Data section>
▬▬▬▬▬▬
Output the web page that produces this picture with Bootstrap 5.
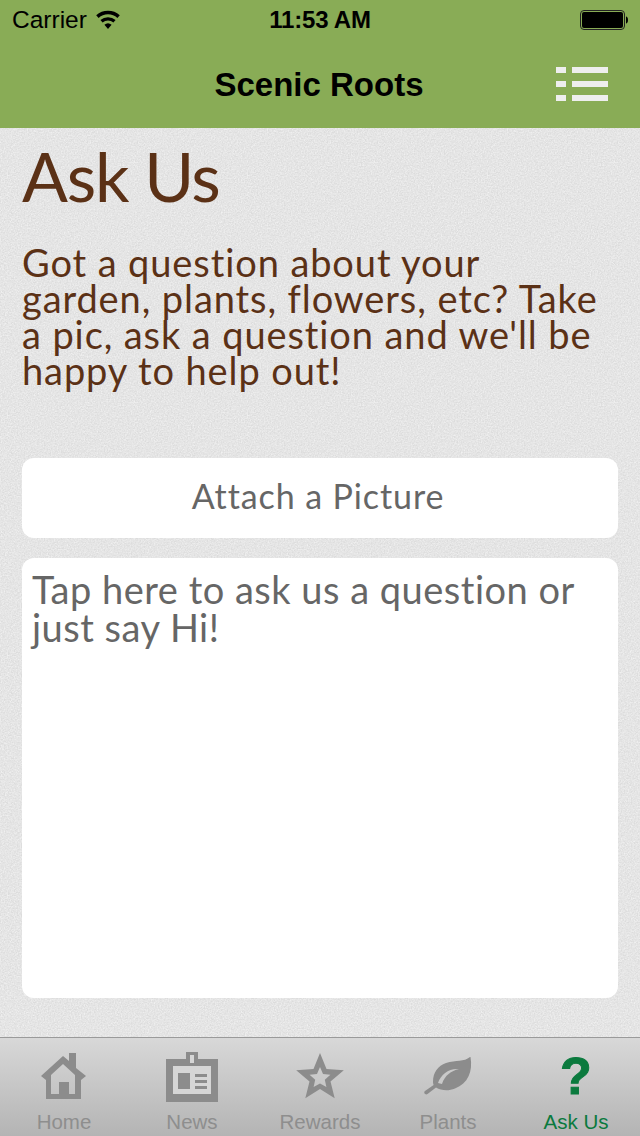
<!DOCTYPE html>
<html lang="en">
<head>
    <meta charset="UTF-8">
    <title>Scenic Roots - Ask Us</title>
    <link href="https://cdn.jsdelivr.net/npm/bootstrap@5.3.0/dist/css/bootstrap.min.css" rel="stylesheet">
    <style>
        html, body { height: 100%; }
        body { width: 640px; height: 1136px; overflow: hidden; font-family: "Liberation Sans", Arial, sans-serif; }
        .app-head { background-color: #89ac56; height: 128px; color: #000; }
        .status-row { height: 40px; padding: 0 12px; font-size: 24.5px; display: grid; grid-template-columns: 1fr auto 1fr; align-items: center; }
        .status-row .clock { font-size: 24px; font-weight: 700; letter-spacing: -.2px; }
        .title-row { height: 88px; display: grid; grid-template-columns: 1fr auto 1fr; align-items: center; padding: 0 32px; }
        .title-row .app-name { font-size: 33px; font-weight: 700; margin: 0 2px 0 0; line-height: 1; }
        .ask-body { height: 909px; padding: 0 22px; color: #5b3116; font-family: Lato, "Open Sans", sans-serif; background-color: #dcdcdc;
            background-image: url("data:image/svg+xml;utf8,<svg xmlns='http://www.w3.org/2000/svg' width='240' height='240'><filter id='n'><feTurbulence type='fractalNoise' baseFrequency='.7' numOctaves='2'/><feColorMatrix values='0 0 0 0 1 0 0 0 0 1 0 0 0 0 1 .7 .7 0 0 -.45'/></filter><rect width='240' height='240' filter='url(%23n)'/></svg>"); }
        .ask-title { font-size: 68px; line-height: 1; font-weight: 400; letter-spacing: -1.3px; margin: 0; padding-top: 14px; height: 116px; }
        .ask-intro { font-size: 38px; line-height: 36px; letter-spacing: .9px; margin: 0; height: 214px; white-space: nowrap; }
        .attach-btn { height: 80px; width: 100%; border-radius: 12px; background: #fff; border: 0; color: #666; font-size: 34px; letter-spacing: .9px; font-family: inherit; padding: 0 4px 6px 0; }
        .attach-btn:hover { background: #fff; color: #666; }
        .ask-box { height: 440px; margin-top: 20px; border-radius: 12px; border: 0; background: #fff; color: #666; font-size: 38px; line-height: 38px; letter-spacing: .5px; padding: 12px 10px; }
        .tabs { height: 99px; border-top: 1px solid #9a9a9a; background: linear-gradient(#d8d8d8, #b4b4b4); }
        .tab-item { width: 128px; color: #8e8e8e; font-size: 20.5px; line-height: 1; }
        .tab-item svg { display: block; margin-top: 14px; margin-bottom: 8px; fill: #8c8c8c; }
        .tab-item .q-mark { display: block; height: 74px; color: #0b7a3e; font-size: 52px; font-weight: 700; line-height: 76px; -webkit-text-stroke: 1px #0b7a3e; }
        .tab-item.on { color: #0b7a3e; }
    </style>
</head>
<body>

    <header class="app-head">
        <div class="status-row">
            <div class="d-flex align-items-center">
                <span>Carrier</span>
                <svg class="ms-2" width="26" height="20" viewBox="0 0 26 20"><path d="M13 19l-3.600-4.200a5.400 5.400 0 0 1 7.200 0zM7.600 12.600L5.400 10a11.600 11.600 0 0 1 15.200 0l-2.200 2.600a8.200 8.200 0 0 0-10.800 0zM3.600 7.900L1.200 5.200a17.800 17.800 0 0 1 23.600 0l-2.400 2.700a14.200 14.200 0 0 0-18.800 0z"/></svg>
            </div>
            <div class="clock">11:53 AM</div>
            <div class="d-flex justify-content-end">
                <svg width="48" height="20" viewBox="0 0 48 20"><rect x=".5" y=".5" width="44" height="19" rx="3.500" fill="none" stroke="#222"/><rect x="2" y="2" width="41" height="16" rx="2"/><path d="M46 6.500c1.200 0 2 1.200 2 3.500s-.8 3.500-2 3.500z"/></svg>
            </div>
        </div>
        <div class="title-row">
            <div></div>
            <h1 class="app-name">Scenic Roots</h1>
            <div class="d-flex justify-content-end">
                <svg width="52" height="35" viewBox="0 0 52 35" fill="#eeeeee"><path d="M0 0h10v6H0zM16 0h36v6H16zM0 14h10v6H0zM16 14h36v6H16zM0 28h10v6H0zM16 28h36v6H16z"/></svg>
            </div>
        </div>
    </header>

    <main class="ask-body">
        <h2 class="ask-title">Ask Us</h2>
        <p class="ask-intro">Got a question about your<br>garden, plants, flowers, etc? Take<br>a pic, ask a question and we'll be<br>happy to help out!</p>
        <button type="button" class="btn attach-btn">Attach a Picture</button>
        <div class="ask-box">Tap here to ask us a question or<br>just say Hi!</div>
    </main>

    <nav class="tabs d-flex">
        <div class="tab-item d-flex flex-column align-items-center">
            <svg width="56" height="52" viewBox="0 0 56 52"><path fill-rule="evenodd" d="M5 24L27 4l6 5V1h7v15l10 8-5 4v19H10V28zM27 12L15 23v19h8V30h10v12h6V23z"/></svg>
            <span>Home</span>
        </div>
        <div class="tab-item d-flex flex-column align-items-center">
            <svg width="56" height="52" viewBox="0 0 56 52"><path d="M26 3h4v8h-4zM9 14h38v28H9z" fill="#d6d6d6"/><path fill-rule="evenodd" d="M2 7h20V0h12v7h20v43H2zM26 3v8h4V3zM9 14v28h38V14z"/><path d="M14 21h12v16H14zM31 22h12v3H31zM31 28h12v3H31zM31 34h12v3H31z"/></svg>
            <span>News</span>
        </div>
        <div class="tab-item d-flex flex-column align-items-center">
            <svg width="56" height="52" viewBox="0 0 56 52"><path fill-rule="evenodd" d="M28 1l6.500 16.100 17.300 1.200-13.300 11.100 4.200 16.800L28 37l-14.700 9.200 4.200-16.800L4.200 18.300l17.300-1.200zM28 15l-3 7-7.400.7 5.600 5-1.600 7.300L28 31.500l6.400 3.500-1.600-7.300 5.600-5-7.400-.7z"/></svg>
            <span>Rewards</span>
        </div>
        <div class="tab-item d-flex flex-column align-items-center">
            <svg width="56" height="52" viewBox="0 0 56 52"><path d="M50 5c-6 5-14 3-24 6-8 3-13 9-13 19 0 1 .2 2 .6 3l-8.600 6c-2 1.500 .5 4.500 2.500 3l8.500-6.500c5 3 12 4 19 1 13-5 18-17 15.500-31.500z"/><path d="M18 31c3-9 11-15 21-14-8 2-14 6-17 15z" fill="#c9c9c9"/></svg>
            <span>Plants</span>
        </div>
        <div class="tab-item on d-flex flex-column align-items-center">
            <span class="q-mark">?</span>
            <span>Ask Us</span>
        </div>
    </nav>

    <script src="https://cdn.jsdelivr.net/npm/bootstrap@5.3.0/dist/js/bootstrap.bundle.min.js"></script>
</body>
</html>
▬▬▬▬▬▬
Problem description>
Quote the data above in full and without alteration; skip the pictures.

Expected answer>
Output the web page that produces this picture with Bootstrap 5.
<!DOCTYPE html>
<html lang="en">
<head>
    <meta charset="UTF-8">
    <title>Scenic Roots - Ask Us</title>
    <link href="https://cdn.jsdelivr.net/npm/bootstrap@5.3.0/dist/css/bootstrap.min.css" rel="stylesheet">
    <style>
        html, body { height: 100%; }
        body { width: 640px; height: 1136px; overflow: hidden; font-family: "Liberation Sans", Arial, sans-serif; }
        .app-head { background-color: #89ac56; height: 128px; color: #000; }
        .status-row { height: 40px; padding: 0 12px; font-size: 24.5px; display: grid; grid-template-columns: 1fr auto 1fr; align-items: center; }
        .status-row .clock { font-size: 24px; font-weight: 700; letter-spacing: -.2px; }
        .title-row { height: 88px; display: grid; grid-template-columns: 1fr auto 1fr; align-items: center; padding: 0 32px; }
        .title-row .app-name { font-size: 33px; font-weight: 700; margin: 0 2px 0 0; line-height: 1; }
        .ask-body { height: 909px; padding: 0 22px; color: #5b3116; font-family: Lato, "Open Sans", sans-serif; background-color: #dcdcdc;
            background-image: url("data:image/svg+xml;utf8,<svg xmlns='http://www.w3.org/2000/svg' width='240' height='240'><filter id='n'><feTurbulence type='fractalNoise' baseFrequency='.7' numOctaves='2'/><feColorMatrix values='0 0 0 0 1 0 0 0 0 1 0 0 0 0 1 .7 .7 0 0 -.45'/></filter><rect width='240' height='240' filter='url(%23n)'/></svg>"); }
        .ask-title { font-size: 68px; line-height: 1; font-weight: 400; letter-spacing: -1.3px; margin: 0; padding-top: 14px; height: 116px; }
        .ask-intro { font-size: 38px; line-height: 36px; letter-spacing: .9px; margin: 0; height: 214px; white-space: nowrap; }
        .attach-btn { height: 80px; width: 100%; border-radius: 12px; background: #fff; border: 0; color: #666; font-size: 34px; letter-spacing: .9px; font-family: inherit; padding: 0 4px 6px 0; }
        .attach-btn:hover { background: #fff; color: #666; }
        .ask-box { height: 440px; margin-top: 20px; border-radius: 12px; border: 0; background: #fff; color: #666; font-size: 38px; line-height: 38px; letter-spacing: .5px; padding: 12px 10px; }
        .tabs { height: 99px; border-top: 1px solid #9a9a9a; background: linear-gradient(#d8d8d8, #b4b4b4); }
        .tab-item { width: 128px; color: #8e8e8e; font-size: 20.5px; line-height: 1; }
        .tab-item svg { display: block; margin-top: 14px; margin-bottom: 8px; fill: #8c8c8c; }
        .tab-item .q-mark { display: block; height: 74px; color: #0b7a3e; font-size: 52px; font-weight: 700; line-height: 76px; -webkit-text-stroke: 1px #0b7a3e; }
        .tab-item.on { color: #0b7a3e; }
    </style>
</head>
<body>

    <header class="app-head">
        <div class="status-row">
            <div class="d-flex align-items-center">
                <span>Carrier</span>
                <svg class="ms-2" width="26" height="20" viewBox="0 0 26 20"><path d="M13 19l-3.600-4.200a5.400 5.400 0 0 1 7.200 0zM7.600 12.600L5.400 10a11.600 11.600 0 0 1 15.200 0l-2.200 2.600a8.200 8.200 0 0 0-10.800 0zM3.600 7.900L1.200 5.200a17.800 17.800 0 0 1 23.600 0l-2.400 2.700a14.200 14.200 0 0 0-18.800 0z"/></svg>
            </div>
            <div class="clock">11:53 AM</div>
            <div class="d-flex justify-content-end">
                <svg width="48" height="20" viewBox="0 0 48 20"><rect x=".5" y=".5" width="44" height="19" rx="3.500" fill="none" stroke="#222"/><rect x="2" y="2" width="41" height="16" rx="2"/><path d="M46 6.500c1.200 0 2 1.200 2 3.500s-.8 3.500-2 3.500z"/></svg>
            </div>
        </div>
        <div class="title-row">
            <div></div>
            <h1 class="app-name">Scenic Roots</h1>
            <div class="d-flex justify-content-end">
                <svg width="52" height="35" viewBox="0 0 52 35" fill="#eeeeee"><path d="M0 0h10v6H0zM16 0h36v6H16zM0 14h10v6H0zM16 14h36v6H16zM0 28h10v6H0zM16 28h36v6H16z"/></svg>
            </div>
        </div>
    </header>

    <main class="ask-body">
        <h2 class="ask-title">Ask Us</h2>
        <p class="ask-intro">Got a question about your<br>garden, plants, flowers, etc? Take<br>a pic, ask a question and we'll be<br>happy to help out!</p>
        <button type="button" class="btn attach-btn">Attach a Picture</button>
        <div class="ask-box">Tap here to ask us a question or<br>just say Hi!</div>
    </main>

    <nav class="tabs d-flex">
        <div class="tab-item d-flex flex-column align-items-center">
            <svg width="56" height="52" viewBox="0 0 56 52"><path fill-rule="evenodd" d="M5 24L27 4l6 5V1h7v15l10 8-5 4v19H10V28zM27 12L15 23v19h8V30h10v12h6V23z"/></svg>
            <span>Home</span>
        </div>
        <div class="tab-item d-flex flex-column align-items-center">
            <svg width="56" height="52" viewBox="0 0 56 52"><path d="M26 3h4v8h-4zM9 14h38v28H9z" fill="#d6d6d6"/><path fill-rule="evenodd" d="M2 7h20V0h12v7h20v43H2zM26 3v8h4V3zM9 14v28h38V14z"/><path d="M14 21h12v16H14zM31 22h12v3H31zM31 28h12v3H31zM31 34h12v3H31z"/></svg>
            <span>News</span>
        </div>
        <div class="tab-item d-flex flex-column align-items-center">
            <svg width="56" height="52" viewBox="0 0 56 52"><path fill-rule="evenodd" d="M28 1l6.500 16.100 17.300 1.200-13.300 11.100 4.200 16.800L28 37l-14.700 9.200 4.200-16.800L4.200 18.300l17.300-1.200zM28 15l-3 7-7.400.7 5.600 5-1.600 7.300L28 31.500l6.400 3.500-1.600-7.300 5.600-5-7.400-.7z"/></svg>
            <span>Rewards</span>
        </div>
        <div class="tab-item d-flex flex-column align-items-center">
            <svg width="56" height="52" viewBox="0 0 56 52"><path d="M50 5c-6 5-14 3-24 6-8 3-13 9-13 19 0 1 .2 2 .6 3l-8.600 6c-2 1.500 .5 4.500 2.500 3l8.500-6.500c5 3 12 4 19 1 13-5 18-17 15.500-31.500z"/><path d="M18 31c3-9 11-15 21-14-8 2-14 6-17 15z" fill="#c9c9c9"/></svg>
            <span>Plants</span>
        </div>
        <div class="tab-item on d-flex flex-column align-items-center">
            <span class="q-mark">?</span>
            <span>Ask Us</span>
        </div>
    </nav>

    <script src="https://cdn.jsdelivr.net/npm/bootstrap@5.3.0/dist/js/bootstrap.bundle.min.js"></script>
</body>
</html>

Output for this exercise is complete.